The new global goals require an approach to social mobility for achieving middle-class status; one that stresses education, housing and transport, and steady income which only industry and cities can provide. 
High unemployment, widening inequality and climate change have remained key challenges.
At Stockholm in 1972, and in Agenda 21 released at Rio in 1992, the environment was not considered only in terms of industrial pollution and conservation of rural natural resources. Instead, a broad view was adopted to include social considerations, such as water and health, with an emphasis on ‘rights’. 
This makes the developmental and environmental agendas quite similar only if the focus remains agrarian.
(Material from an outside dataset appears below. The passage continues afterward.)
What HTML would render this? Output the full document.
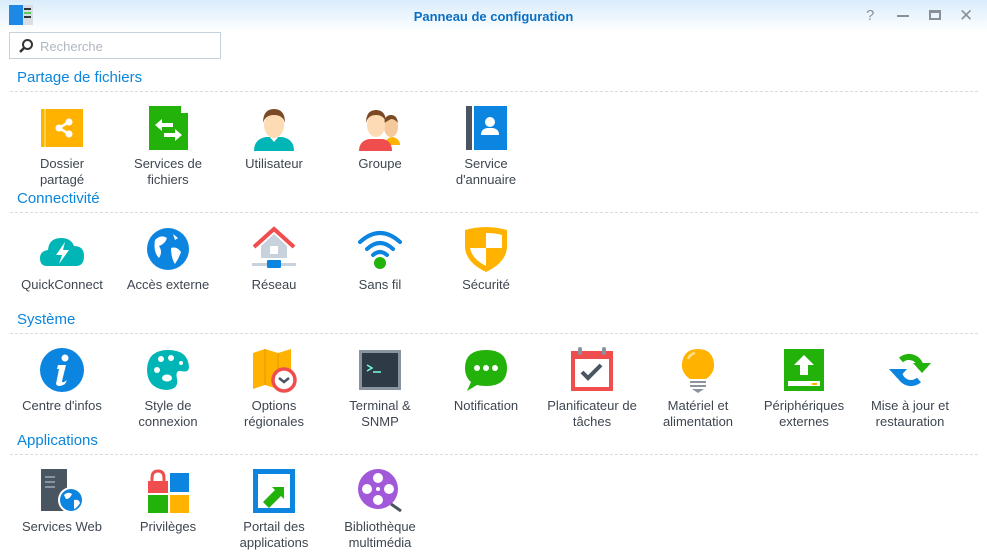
<!DOCTYPE html>
<html><head><meta charset="utf-8"><style>
*{margin:0;padding:0;box-sizing:border-box}
body{width:987px;height:558px;overflow:hidden;background:#fff;font-family:"Liberation Sans",sans-serif;position:relative}
.tb{position:absolute;left:0;top:0;width:987px;height:32px;background:linear-gradient(#d9ecfb,#fff)}
.title{position:absolute;left:0;width:987px;top:9px;text-align:center;font-size:13px;font-weight:bold;color:#0a6fc2}
.search{position:absolute;left:9px;top:32px;width:212px;height:27px;border:1px solid #c5d1dc;background:#fff}
.search span{position:absolute;left:30px;top:6px;font-size:13px;color:#b0b8c0}
.h{position:absolute;left:17px;font-size:15px;color:#0a86dc}
.line{position:absolute;left:10px;width:968px;border-top:1px dashed #d6dce2}
.it{position:absolute;width:106px;text-align:center;font-size:13px;color:#3e4650;line-height:16px}
.it svg{display:block;margin:0 auto 5px;width:46px;height:46px}
</style></head><body>
<div class="tb"></div>
<svg style="position:absolute;left:9px;top:5px" width="24" height="20" viewBox="0 0 24 20"><rect x="0" y="0" width="14" height="20" fill="#1e88e5"/><rect x="14" y="0" width="10" height="20" fill="#d8dee4"/><rect x="15" y="3" width="7" height="2" fill="#333"/><rect x="15" y="7" width="7" height="2" fill="#5c5"/><rect x="15" y="11" width="7" height="2" fill="#333"/></svg>
<div class="title">Panneau de configuration</div>
<div style="position:absolute;left:866px;top:7px;font-size:15px;color:#8a9098">?</div>
<div style="position:absolute;left:897px;top:15px;width:12px;height:2px;background:#8a9098"></div>
<div style="position:absolute;left:929px;top:10px;width:12px;height:10px;border:2px solid #8a9098;border-top-width:3px"></div>
<div style="position:absolute;left:959px;top:6px;font-size:17px;color:#8a9098">✕</div>
<div class="search"><svg style="position:absolute;left:8px;top:5px" width="16" height="16" viewBox="0 0 16 16"><circle cx="9.5" cy="6.5" r="4.5" fill="none" stroke="#333" stroke-width="2"/><line x1="6" y1="10" x2="2" y2="14" stroke="#333" stroke-width="2.5"/></svg><span>Recherche</span></div>

<div class="h" style="top:69px">Partage de fichiers</div><div class="line" style="top:91px"></div>
<div class="h" style="top:190px">Connectivité</div><div class="line" style="top:212px"></div>
<div class="h" style="top:311px">Système</div><div class="line" style="top:333px"></div>
<div class="h" style="top:432px">Applications</div><div class="line" style="top:454px"></div>

<!-- row 1 -->
<div class="it" style="left:9px;top:105px"><svg viewBox="0 0 46 46"><rect x="2" y="4" width="42" height="38" fill="#ffb300"/><rect x="5" y="4" width="2" height="38" fill="#ffd34d"/><g stroke="#fff" stroke-width="2.5"><line x1="20" y1="23" x2="30" y2="17"/><line x1="20" y1="23" x2="30" y2="29"/></g><circle cx="20" cy="23" r="3.5" fill="#fff"/><circle cx="30" cy="17" r="3.5" fill="#fff"/><circle cx="30" cy="29" r="3.5" fill="#fff"/></svg>Dossier<br>partagé</div>
<div class="it" style="left:115px;top:105px"><svg viewBox="0 0 46 46"><path d="M4 1H36L43 8V45H4Z" fill="#22b20a"/><path d="M36 1V8H43Z" fill="#fff"/><path d="M10 20L17 14V18H28V22H17V26Z M37 30L30 24V28H19V32H30V36Z" fill="#fff"/></svg>Services de<br>fichiers</div>
<div class="it" style="left:221px;top:105px"><svg viewBox="0 0 46 46"><path d="M3 46Q3 34 15 32H31Q43 34 43 46Z" fill="#00b5b5"/><path d="M17 30H29L23 37Z" fill="#fff"/><ellipse cx="23" cy="20" rx="10" ry="13" fill="#fddcb5"/><path d="M12 18Q12 4 23 4Q34 4 34 18Q32 10 23 10Q14 10 12 18Z" fill="#7a4a24"/></svg>Utilisateur</div>
<div class="it" style="left:327px;top:105px"><svg viewBox="0 0 46 46"><path d="M26 40Q30 32 36 32Q43 34 43 40Z" fill="#ffb300"/><ellipse cx="34" cy="22" rx="7" ry="10" fill="#f5c99a"/><path d="M27 18Q28 10 34 10Q40 10 41 18Q38 14 34 14Z" fill="#7a4a24"/><path d="M2 46Q2 36 12 34H26Q35 36 35 46Z" fill="#f04e4e"/><ellipse cx="19" cy="20" rx="9" ry="12" fill="#fddcb5"/><path d="M9 18Q9 5 19 5Q29 5 29 18Q27 10 19 10Q11 10 9 18Z" fill="#7a4a24"/></svg>Groupe</div>
<div class="it" style="left:433px;top:105px"><svg viewBox="0 0 46 46"><rect x="3" y="1" width="6" height="44" fill="#4a5562"/><rect x="11" y="1" width="33" height="44" fill="#0c85e0"/><circle cx="27" cy="17" r="5" fill="#fff"/><path d="M18 30Q18 24 24 23H30Q36 24 36 30Z" fill="#fff"/></svg>Service<br>d'annuaire</div>

<!-- row 2 -->
<div class="it" style="left:9px;top:226px"><svg viewBox="0 0 46 46"><path d="M8 40Q1 40 1 32Q1 25 9 24Q10 12 22 12Q32 12 35 20Q45 20 45 30Q45 40 37 40Z" fill="#00b5b5"/><path d="M26 16L17 29H23L20 38L30 24H24Z" fill="#fff"/></svg>QuickConnect</div>
<div class="it" style="left:115px;top:226px"><svg viewBox="0 0 46 46"><circle cx="23" cy="23" r="21" fill="#0c85e0"/><path d="M10 14Q16 8 22 12Q20 18 14 20Q18 26 14 32Q8 26 10 14Z M26 22Q32 20 36 26Q34 32 30 38Q26 32 26 22Z M28 8L33 12L30 14Z" fill="#fff"/></svg>Accès externe</div>
<div class="it" style="left:221px;top:226px"><svg viewBox="0 0 46 46"><path d="M10 20L23 8L36 20V32H10Z" fill="#c8d2dc"/><path d="M3 21L23 3L43 21" fill="none" stroke="#f04e4e" stroke-width="4"/><rect x="19" y="20" width="8" height="8" fill="#fff"/><rect x="1" y="37" width="44" height="3" fill="#c8d2dc"/><rect x="16" y="34" width="14" height="8" rx="1" fill="#0c85e0"/></svg>Réseau</div>
<div class="it" style="left:327px;top:226px"><svg viewBox="0 0 46 46"><g fill="none" stroke="#0c85e0" stroke-width="4" stroke-linecap="round"><path d="M3 16Q23 -2 43 16"/><path d="M10 23Q23 11 36 23"/><path d="M16 29Q23 23 30 29"/></g><circle cx="23" cy="37" r="6" fill="#22b20a"/></svg>Sans fil</div>
<div class="it" style="left:433px;top:226px"><svg viewBox="0 0 46 46"><path d="M2 4Q23 -2 44 4V20Q44 36 23 46Q2 36 2 20Z" fill="#ffb300"/><path d="M7 22H23V40Q9 33 7 22Z M23 7Q33 7 39 9V22H23Z" fill="#fff"/></svg>Sécurité</div>

<!-- row 3 -->
<div class="it" style="left:9px;top:347px"><svg viewBox="0 0 46 46"><circle cx="23" cy="23" r="22" fill="#0c85e0"/><circle cx="26" cy="11" r="3.5" fill="#fff"/><path d="M19 18H27L23 34Q23 37 28 33L26 37Q19 41 17 37L20 22H18Z" fill="#fff"/></svg>Centre d'infos</div>
<div class="it" style="left:115px;top:347px"><svg viewBox="0 0 46 46"><path d="M23 3Q43 3 44 20Q44 26 36 24Q30 23 32 32Q34 42 22 43Q2 42 2 22Q3 3 23 3Z" fill="#00b5b5"/><g fill="#fff"><circle cx="16" cy="12" r="3"/><circle cx="26" cy="11" r="3"/><circle cx="12" cy="23" r="3"/><ellipse cx="22" cy="31" rx="5" ry="3.5"/><circle cx="36" cy="16" r="2"/></g></svg>Style de<br>connexion</div>
<div class="it" style="left:221px;top:347px"><svg viewBox="0 0 46 46"><path d="M2 6L14 2L27 6L40 2V38L27 42L14 38L2 42Z" fill="#ffb300"/><path d="M14 2V38M27 6V42" stroke="#e09a00" stroke-width="1"/><circle cx="33" cy="33" r="11" fill="#fff" stroke="#f04e4e" stroke-width="3.5"/><path d="M28 31L33 35L38 31" fill="none" stroke="#4a5562" stroke-width="2.5"/></svg>Options<br>régionales</div>
<div class="it" style="left:327px;top:347px"><svg viewBox="0 0 46 46"><rect x="2" y="3" width="42" height="40" fill="#8a949e"/><rect x="5" y="6" width="36" height="34" fill="#2e3a46"/><path d="M10 18L15 21L10 24" fill="none" stroke="#7fd" stroke-width="1.5"/><line x1="16" y1="25" x2="24" y2="25" stroke="#7fd" stroke-width="1.5"/></svg>Terminal &amp;<br>SNMP</div>
<div class="it" style="left:433px;top:347px"><svg viewBox="0 0 46 46"><path d="M23 3Q44 3 44 21Q44 39 23 39Q18 39 14 38L4 44L8 35Q2 30 2 21Q2 3 23 3Z" fill="#22b20a"/><circle cx="14" cy="21" r="3" fill="#fff"/><circle cx="23" cy="21" r="3" fill="#fff"/><circle cx="32" cy="21" r="3" fill="#fff"/></svg>Notification</div>
<div class="it" style="left:539px;top:347px"><svg viewBox="0 0 46 46"><rect x="2" y="4" width="42" height="40" fill="#f04e4e"/><rect x="6" y="12" width="34" height="28" fill="#fff"/><rect x="9" y="0" width="4" height="8" rx="2" fill="#8a949e"/><rect x="33" y="0" width="4" height="8" rx="2" fill="#8a949e"/><path d="M13 25L19 31L32 18" fill="none" stroke="#4a5562" stroke-width="4"/></svg>Planificateur de<br>tâches</div>
<div class="it" style="left:645px;top:347px"><svg viewBox="0 0 46 46"><path d="M15 32Q6 26 7 16Q9 2 23 2Q37 2 39 16Q40 26 31 32Z" fill="#ffb300"/><path d="M13 12Q15 7 20 6" fill="none" stroke="#ffe08a" stroke-width="2.5"/><rect x="15" y="34" width="16" height="2" fill="#8a949e"/><rect x="15" y="38" width="16" height="2" fill="#8a949e"/><path d="M17 42H29L23 46Z" fill="#8a949e"/></svg>Matériel et<br>alimentation</div>
<div class="it" style="left:751px;top:347px"><svg viewBox="0 0 46 46"><rect x="3" y="2" width="40" height="42" fill="#22b20a"/><path d="M23 8L33 18H27V28H19V18H13Z" fill="#fff"/><rect x="7" y="34" width="32" height="5" fill="#fff"/><rect x="31" y="36" width="5" height="2" fill="#ffb300"/></svg>Périphériques<br>externes</div>
<div class="it" style="left:857px;top:347px"><svg viewBox="0 0 46 46"><path d="M12 24A12 12 0 0 0 32 33" fill="none" stroke="#0c85e0" stroke-width="6"/><path d="M2 22H20L11 32Z" fill="#0c85e0"/><path d="M34 22A12 12 0 0 0 14 13" fill="none" stroke="#22b20a" stroke-width="6"/><path d="M26 22H44L35 12Z" fill="#22b20a" transform="rotate(180 35 19)"/></svg>Mise à jour et<br>restauration</div>

<!-- row 4 -->
<div class="it" style="left:9px;top:468px"><svg viewBox="0 0 46 46"><rect x="2" y="1" width="26" height="42" fill="#4a5562"/><rect x="6" y="8" width="10" height="2" fill="#8a949e"/><rect x="6" y="13" width="10" height="2" fill="#8a949e"/><rect x="6" y="18" width="10" height="2" fill="#8a949e"/><circle cx="32" cy="32" r="13" fill="#fff"/><circle cx="32" cy="32" r="11" fill="#0c85e0"/><path d="M25 27Q29 23 33 26Q31 31 27 31Z M35 32Q40 31 41 35Q38 40 35 41Z" fill="#fff"/></svg>Services Web</div>
<div class="it" style="left:115px;top:468px"><svg viewBox="0 0 46 46"><path d="M7 14V10Q7 3 13 3Q19 3 19 10V14" fill="none" stroke="#f04e4e" stroke-width="3"/><rect x="3" y="13" width="20" height="12" fill="#f04e4e"/><rect x="25" y="5" width="19" height="19" fill="#0c85e0"/><rect x="3" y="27" width="20" height="18" fill="#22b20a"/><rect x="25" y="27" width="19" height="18" fill="#ffb300"/></svg>Privilèges</div>
<div class="it" style="left:221px;top:468px"><svg viewBox="0 0 46 46"><rect x="2" y="1" width="42" height="44" fill="#0c85e0"/><rect x="7" y="6" width="32" height="34" fill="#fff"/><path d="M12 34L24 22L21 19H33V31L30 28L18 40Z" fill="#22b20a"/></svg>Portail des<br>applications</div>
<div class="it" style="left:327px;top:468px"><svg viewBox="0 0 46 46"><circle cx="21" cy="21" r="20" fill="#a259d9"/><g fill="#fff"><circle cx="21" cy="10" r="5"/><circle cx="10" cy="21" r="5"/><circle cx="32" cy="21" r="5"/><circle cx="21" cy="32" r="5"/><circle cx="21" cy="21" r="2"/></g><path d="M34 36L44 43" stroke="#4a5562" stroke-width="3"/></svg>Bibliothèque<br>multimédia</div>
</body></html>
Energy, transport, infrastructure and related urban-consumption needs that require trade-offs with global environmental concerns were left out of the global development and environmental agenda because of the global implications, and will be the subject of considerable debate. 
The new global goals will have to go back to the Brundtland view of ‘needs’ and debate the related limits to arrive at a consensus.
An assessment of patterns, trends and drivers of the activities over the previous 200 years shows that the most important trend to be modified worldwide is urban design and the resulting consumption shaped by urban lifestyles. Real change will only occur in the long term, and could well take as long as 50 years. 
For example, lower consumption can immediately stabilise the rate of environmental degradation by 2030. Meanwhile, high-density cities and a modal shift to rail transport will modify longer-term trends in terms of energy use, food and transportation by 2050. 
The shift in global power, and the national interests of those who need to ensure the well-being of nearly 6 billion, will drive a new multilateralism, or vision, for “sharing responsibility and prosperity”. 
Acting collectively in the face of long-term and uncertain threats is an essential element in solving global problems in a manner that is both equitable and sustainable.